The second layer of defence concerns DDoS related attacks. These types of attacks are focused in overloading the network and/or application infrastructure by generating at very high rates from multiple geographically distributed sources requests that appear to be healthy. Unprotected systems will keep working, but the useful traffic cannot be delivered because of overloading. Sources are plain users’ terminals which are infected with malware that allows the attacker to control and coordinate many hosts over the Internet (all victims of that malware). AdNet Telecom protects their data centres against DDoS Type Attacks using Arbor Network SP/TMS Solution. The flow collector, Arbor Networks SP, will be constantly monitoring all border routers and identify surges/spikes in traffic. In such a case, it will analyse the traffic and decide if it’s a normal traffic increase or an attack. The system has two methods of resolving DDoS attacks:

–        Just deny all traffic matching the attack pattern and protect the network and applications against overload. This is achieved by automatically manipulating the border routers’ routeing tables in order to ignore the traffic from infected sources. It is very efficient and Arbor can deny DDoS attacks up to tens of Gbps. The downside of this solution is that it usually more users share via NAT Mechanics the same public IP; if one of the users behind a specific public IP is infected, Arbor will set the border routers to reject all traffic from that public IP, and all the other non-infected users will not be able to access your applications.

–        The improved version includes a cleaning system – Arbor System TMS. The flow collector works the same, it detects the attack, but instead of setting the border routers to deny traffic from the sources, it redirect the traffic to TMS which will inspect all traffic and will surgically remove only the attack packets and thus allow all traffic from clean terminals using same public IPs with infected terminals. Because TMS needs to inspect each and every packet, usually It does not have the same capacity as the detection/rejection engine. If cleaning capacity is reached – system will revert to the basic functionality.

Are all these systems enough to protect your codified infrastructure? Unfortunately, no!

According to SDX Central’s “2016 Next-gen Infrastructure Security Report,type” the highest occurrence attack techniques is SQL Injection. SQL Injection techniques consist of some attacker using common input forms on your application interface (like input fields in registration forms or contact forms) to insert data in your database. Sometimes this enables the attacker to destroy, or gain access to your data. This type of attack will never be identified and filtered by an IP Firewall (the packet headers are perfectly normal), nor by DDoS detection and cleaning (it is not an attack pattern), as this is just a normal web request on your application interface.

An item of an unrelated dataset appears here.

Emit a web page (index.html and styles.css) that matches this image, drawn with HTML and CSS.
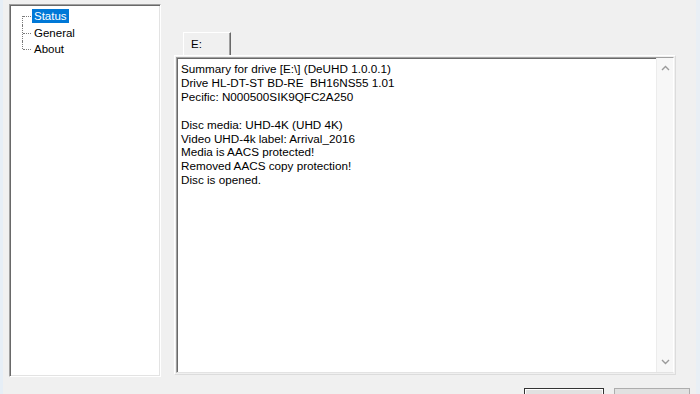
FILE: index.html
```html
<!DOCTYPE html>
<html lang="en">
<head>
  <meta charset="UTF-8" />
  <title>DeUHD</title>
  <link rel="stylesheet" href="styles.css">
</head>
<body>
  <div class="window">
    <div class="main">
      <div class="tree">
        <ul class="tree-list">
          <li class="tree-item selected"><span>Status</span></li>
          <li class="tree-item"><span>General</span></li>
          <li class="tree-item last"><span>About</span></li>
        </ul>
      </div>

      <div class="tabs">
        <div class="tab-strip">
          <div class="tab active">E:</div>
        </div>
        <div class="tab-page">
          <div class="textbox">
            <div class="log">Summary for drive [E:\] (DeUHD 1.0.0.1)
Drive HL-DT-ST BD-RE  BH16NS55 1.01
Pecific: N000500SIK9QFC2A250

Disc media: UHD-4K (UHD 4K)
Video UHD-4k label: Arrival_2016
Media is AACS protected!
Removed AACS copy protection!
Disc is opened.</div>
            <div class="scrollbar">
              <svg class="arrow" width="9" height="6" viewBox="0 0 9 6"><path d="M1 5 L4.5 1.5 L8 5" fill="none" stroke="#9a9a9a" stroke-width="1.4"/></svg>
              <svg class="arrow" width="9" height="6" viewBox="0 0 9 6"><path d="M1 1 L4.5 4.5 L8 1" fill="none" stroke="#9a9a9a" stroke-width="1.4"/></svg>
            </div>
          </div>
        </div>
      </div>
    </div>

    <div class="buttons">
      <div class="btn default"></div>
      <div class="btn"></div>
    </div>
  </div>
</body>
</html>
```

FILE: styles.css
```css
* {
  margin: 0;
  padding: 0;
  box-sizing: border-box;
}

body, html {
  width: 100%;
  height: 100%;
  overflow: hidden;
  background: #f0f0f0;
  font-family: 'Liberation Sans', Arial, sans-serif;
  font-size: 11px;
  color: #000;
}

.window {
  height: 394px;
  border-left: 3px solid #e6eef6;
  border-right: 4px solid #e9eff5;
  display: flex;
  flex-direction: column;
}

.main {
  display: flex;
  padding: 4px 0 0 6px;
  gap: 13px;
}

/* left tree view */
.tree {
  width: 152px;
  height: 373px;
  background: #fff;
  border-top: 1px solid #a0a0a0;
  border-left: 1px solid #a0a0a0;
  border-right: 1px solid #fff;
  border-bottom: 1px solid #fff;
  box-shadow: inset 1px 1px 0 #696969, inset -1px -1px 0 #e3e3e3;
  padding: 3px 0 0 12px;
}

.tree-list {
  list-style: none;
}

.tree-item {
  position: relative;
  height: 16.5px;
  padding-left: 10px;
  display: flex;
  align-items: center;
  font-size: 11.5px;
}

.tree-item span {
  padding: 0 2px;
  line-height: 14px;
}

.tree-item.selected span {
  background: #0078d7;
  color: #fff;
}

.tree-item::before {
  content: '';
  position: absolute;
  left: 0;
  top: 0;
  bottom: 0;
  border-left: 1px dotted #7a7a7a;
}

.tree-item:first-child::before {
  top: 50%;
}

.tree-item.last::before {
  bottom: 50%;
}

.tree-item::after {
  content: '';
  position: absolute;
  left: 1px;
  top: 50%;
  width: 8px;
  border-top: 1px dotted #7a7a7a;
}

/* tab control */
.tabs {
  width: 502px;
  padding-top: 28px;
}

.tab-strip {
  display: flex;
  padding-left: 9px;
  height: 23px;
}

.tab {
  width: 48px;
  height: 23px;
  background: #f0f0f0;
  border-top: 1px solid #fff;
  border-left: 1px solid #fff;
  border-right: 1px solid #696969;
  box-shadow: inset -1px 0 0 #a0a0a0;
  padding: 5px 0 0 7px;
  font-size: 11.5px;
}

.tab-page {
  height: 320px;
  border: 1px solid #fff;
  border-right-color: #dcdcdc;
  border-bottom-color: #dcdcdc;
  padding: 1px;
}

.textbox {
  height: 100%;
  background: #fff;
  display: flex;
  border-top: 1px solid #a0a0a0;
  border-left: 1px solid #a0a0a0;
  border-right: 1px solid #fff;
  border-bottom: 1px solid #e3e3e3;
  box-shadow: inset 1px 1px 0 #696969;
}

.log {
  flex: 1;
  white-space: pre;
  padding: 4px 0 0 4px;
  line-height: 13.9px;
  font-size: 11.7px;
}

.scrollbar {
  width: 17px;
  background: #f7f7f7;
  border-left: 1px solid #ececec;
  display: flex;
  flex-direction: column;
  justify-content: space-between;
  align-items: center;
  padding: 7px 0 7px;
}

/* dialog buttons, cut off at the bottom */
.buttons {
  display: flex;
  justify-content: flex-end;
  gap: 10px;
  padding: 11px 6px 0 0;
}

.btn {
  width: 76px;
  height: 23px;
  background: #e1e1e1;
  border: 1px solid #adadad;
}

.btn.default {
  width: 80px;
  border: 1px solid #333;
  box-shadow: inset 0 0 0 1px #fff;
}
```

There are sevetypesof attack techniques which try to use some vulnerability of your application architecture. Developers will know and prepare your systems against such vulnerability attacks when deploying the application and databases but this is not enough. The solution here is to insert on the path of the request between the attacker and the application server itself an intermediate system which will appear to the attacker as being the application itself. Besides optimization, acceleration of application traffic, SSL offload, load balancing, these intermediate systems generically known as Application Firewalls/Web Firewalls/Application Delivery Controllers will inspect each request, match it against an attack signature database, sometimes perform its action and check the result without forwarding it to the protected application server behind it. AdNet Telecom deploys A10 Networks Thunder ADC System as application delivery controller which can be customize to a specific customer application, with knowhow from the application developers, to understand how your application works and what requests should it allow, should it quarantine, or deny.